JD: I would want almost twice the space we have now. Definitely another room that is dedicated 100 per cent to listening to music. And storage, please – some storage would be nice. You know a little bit more space as we grow is never a bad thing. It just gives you more options in terms of how we can live.

 

Photo by Kait Kucy

Tanya Puka and Joe Dort spend most of their time in the living room, either listening to music, reading or spending time with friends. The warm, eclectic feeling is reflected through each piece of furniture they have added to the space.

 

Photo by Kait Kucy

Dort and Puka are quickly running out of space to house their ever-growing music collection. They hope to revamp this area soon to be able to store more records.

 

Photo by Kait Kucy

The original piece of art work that Puka commissioned local artist Cody Swinkels to create is one of their most treasured items.  

 

Photo by Kait Kucy

Puka and Dort both love a good cocktail and their “bar car” is fully stocked. Joe’s collection of vintage tobacco boxes sits on top.

 

Photo by Kait Kucy

One of the couple’s most treasured items, this ashtray table was unearthed in an antique shop in Inglewood a few years ago.

 

Photo by Kait Kucy

Dort can usually  be found in this chair after a day at work, listening to a variety of genres on his turntable.

 

Photo by Kait Kucy

A great place to entertain friends or catch up on their reading, the dining table features chairs from inside the original Model Milk building.

 

Photo by Kait Kucy

This headboard was built by Puka and her dad.
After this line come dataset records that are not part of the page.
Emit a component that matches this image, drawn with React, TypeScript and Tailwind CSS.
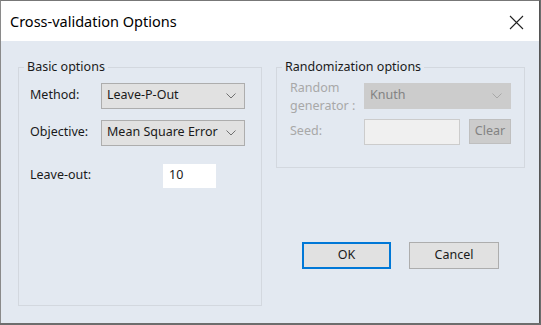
import React from 'react';

const font = { fontFamily: '"Noto Sans", "Open Sans", sans-serif' };

const Chevron: React.FC<{ color: string }> = ({ color }) => (
  <svg width="10" height="6" viewBox="0 0 10 6" className="shrink-0">
    <path d="M0.5 0.5 L5 5 L9.5 0.5" fill="none" stroke={color} strokeWidth="1" />
  </svg>
);

const Select: React.FC<{ value: string; disabled?: boolean; className?: string }> = ({ value, disabled, className }) => (
  <div
    className={
      'flex items-center justify-between pl-[5px] pr-[8px] border ' +
      (disabled ? 'bg-[#cccccc] border-[#cccccc] text-[#838383]' : 'bg-[#e1e1e1] border-[#adadad] text-[#1a1a1a]') +
      ' ' +
      (className || '')
    }
  >
    <span>{value}</span>
    <Chevron color={disabled ? '#a8a8a8' : '#707070'} />
  </div>
);

const App: React.FC = () => {
  return (
    <div className="w-[541px] h-[325px] bg-[#6d6d6d] text-[12.5px] text-[#1a1a1a] overflow-hidden" style={font}>
      <div className="w-[540px] h-[323px] flex flex-col border-l border-[#8a8a8a] border-t border-t-[#777777] border-r border-r-[#555555] bg-[#e3e9f1]">
        {/* title bar */}
        <div className="h-[40px] shrink-0 bg-white flex items-center justify-between pl-[9px] pr-[15px] pt-[2px]">
          <span className="text-[14.5px] text-black">Cross-validation Options</span>
          <svg width="15" height="15" viewBox="0 0 15 15">
            <path d="M1 1 L14 14 M14 1 L1 14" stroke="#222" strokeWidth="1.1" fill="none" />
          </svg>
        </div>

        {/* body */}
        <div className="flex-1 flex gap-[14px] pl-[17px] pr-[14px] pt-[17px] pb-[17px]">
          {/* basic options */}
          <fieldset className="w-[244px] border border-[#d3d8df] pl-[11px] pr-[16px] pt-[6px]">
            <legend className="-ml-[6px] px-[3px] text-[#1a1a1a]">Basic options</legend>
            <div className="flex items-center h-[26px]">
              <span className="w-[71px]">Method:</span>
              <Select value="Leave-P-Out" className="w-[144px] h-[26px]" />
            </div>
            <div className="flex items-center h-[26px] mt-[11px]">
              <span className="w-[71px]">Objective:</span>
              <Select value="Mean Square Error" className="w-[144px] h-[26px]" />
            </div>
            <div className="flex items-center h-[26px] mt-[17px]">
              <span className="w-[132px]">Leave-out:</span>
              <div className="w-[55px] h-[26px] bg-white border border-[#e3e9f1] flex items-center pl-[6px]">10</div>
            </div>
          </fieldset>

          {/* right column */}
          <div className="flex-1 flex flex-col">
            <fieldset className="h-[110px] border border-[#d3d8df] pl-[13px] pr-[13px] pt-[6px]">
              <legend className="-ml-[8px] px-[3px] text-[#1a1a1a]">Randomization options</legend>
              <div className="flex items-center h-[26px]">
                <span className="w-[74px] text-[#a8a8a8] leading-[18px] pt-[2px]">Random generator :</span>
                <Select value="Knuth" disabled className="flex-1 h-[26px]" />
              </div>
              <div className="flex items-center h-[26px] mt-[10px]">
                <span className="w-[74px] text-[#a8a8a8]">Seed:</span>
                <div className="w-[96px] h-[26px] bg-[#f0f0f0] border border-[#cccccc]" />
                <div className="ml-[9px] flex-1 h-[25px] bg-[#cccccc] border border-[#bfbfbf] flex items-center justify-center text-[#838383]">
                  Clear
                </div>
              </div>
            </fieldset>

            <div className="flex gap-[18px] mt-[74px] ml-[26px]">
              <button className="w-[89px] h-[27px] bg-[#e1e1e1] border-2 border-[#0078d7] text-[#1a1a1a]">OK</button>
              <button className="w-[90px] h-[27px] bg-[#e1e1e1] border border-[#adadad] text-[#1a1a1a]">Cancel</button>
            </div>
          </div>
        </div>
      </div>
    </div>
  );
};

export default App;
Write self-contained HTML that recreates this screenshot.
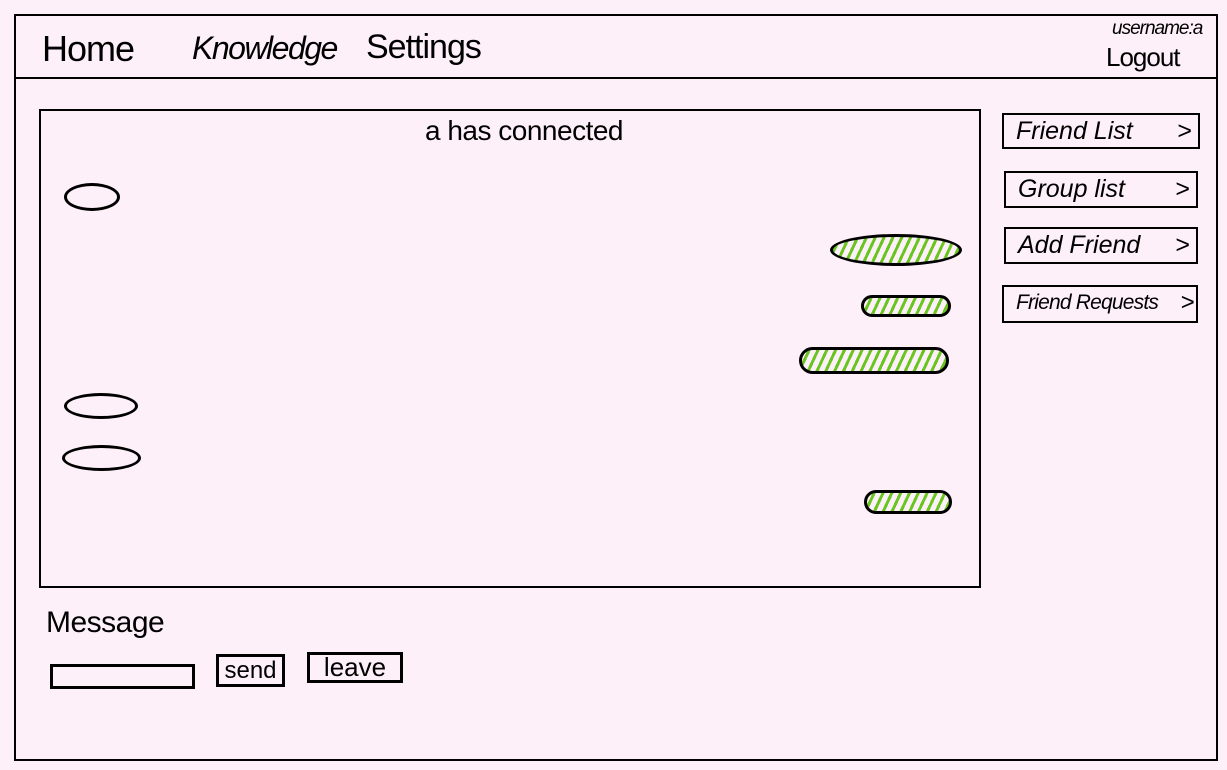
<!DOCTYPE html>
<html><head><meta charset="utf-8"><style>
*{margin:0;padding:0;box-sizing:border-box}
body{width:1227px;height:770px;background:#fdf0f8;position:relative;overflow:hidden;font-family:"Liberation Sans",sans-serif;color:#000}
.a{position:absolute}
.box{position:absolute;border:2px solid #000}
.t{position:absolute;white-space:nowrap}
.bub{position:absolute;border:3px solid #000;border-radius:50%}
.g{background:repeating-linear-gradient(115deg,transparent 0 5px,#6ac520 5px 8px);}
.side{position:absolute;border:2px solid #000;font-size:25px;padding-left:12px;line-height:32px;font-style:italic;white-space:nowrap}
.side span{position:absolute;right:6px;font-style:normal}
</style></head><body>
<div class="box" style="left:14px;top:14px;width:1204px;height:747px"></div>
<div class="a" style="left:14px;top:77px;width:1204px;height:2px;background:#000"></div>
<div class="t" style="left:42px;top:28px;font-size:36px;letter-spacing:-1px">Home</div>
<div class="t" style="left:192px;top:30px;font-size:32px;font-style:italic;letter-spacing:-1.5px">Knowledge</div>
<div class="t" style="left:366px;top:28px;font-size:34px;letter-spacing:-1px">Settings</div>
<div class="t" style="left:1112px;top:18px;font-size:19px;font-style:italic;letter-spacing:-1px">username:a</div>
<div class="t" style="left:1106px;top:42px;font-size:26px;letter-spacing:-1px">Logout</div>
<div class="box" style="left:39px;top:109px;width:942px;height:479px"></div>
<div class="t" style="left:425px;top:115px;font-size:28px;letter-spacing:-0.5px">a has connected</div>
<div class="bub" style="left:64px;top:183px;width:56px;height:28px"></div>
<div class="bub g" style="left:830px;top:234px;width:132px;height:32px"></div>
<div class="bub g" style="left:861px;top:295px;width:90px;height:22px;border-radius:12px"></div>
<div class="bub g" style="left:799px;top:347px;width:150px;height:27px;border-radius:14px"></div>
<div class="bub" style="left:64px;top:393px;width:74px;height:26px"></div>
<div class="bub" style="left:62px;top:445px;width:79px;height:26px"></div>
<div class="bub g" style="left:864px;top:490px;width:88px;height:24px;border-radius:12px"></div>
<div class="side" style="left:1002px;top:113px;width:198px;height:36px">Friend List<span>&gt;</span></div>
<div class="side" style="left:1004px;top:171px;width:194px;height:37px">Group list<span>&gt;</span></div>
<div class="side" style="left:1004px;top:227px;width:194px;height:37px">Add Friend<span>&gt;</span></div>
<div class="side" style="left:1002px;top:285px;width:196px;height:38px;font-size:21px;padding-left:12px;letter-spacing:-0.8px">Friend Requests<span style="right:2px;font-size:24px">&gt;</span></div>
<div class="t" style="left:46px;top:606px;font-size:30px;letter-spacing:-0.5px">Message</div>
<div class="box" style="left:50px;top:664px;width:145px;height:25px;border-width:3px"></div>
<div class="box" style="left:216px;top:654px;width:69px;height:33px;border-width:3px;font-size:24px;text-align:center;line-height:27px">send</div>
<div class="box" style="left:307px;top:652px;width:96px;height:31px;border-width:3px;font-size:26px;text-align:center;line-height:25px">leave</div>
</body></html>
They joined two vintage wooden doors together and sanded off paint to reveal the many colours of years past.

 

Photo by Kait Kucy

The bedroom features a variety of warm textures – everything from linen to leather to sheepskin to brick and hardwood.

 

Photo by Kait Kucy

Despite having a great floor plan, the apartment is in dire need of storage. Tanya and Joe have been creative with their space like creating this “boutique-style” hanging rack for Joe’s clothing.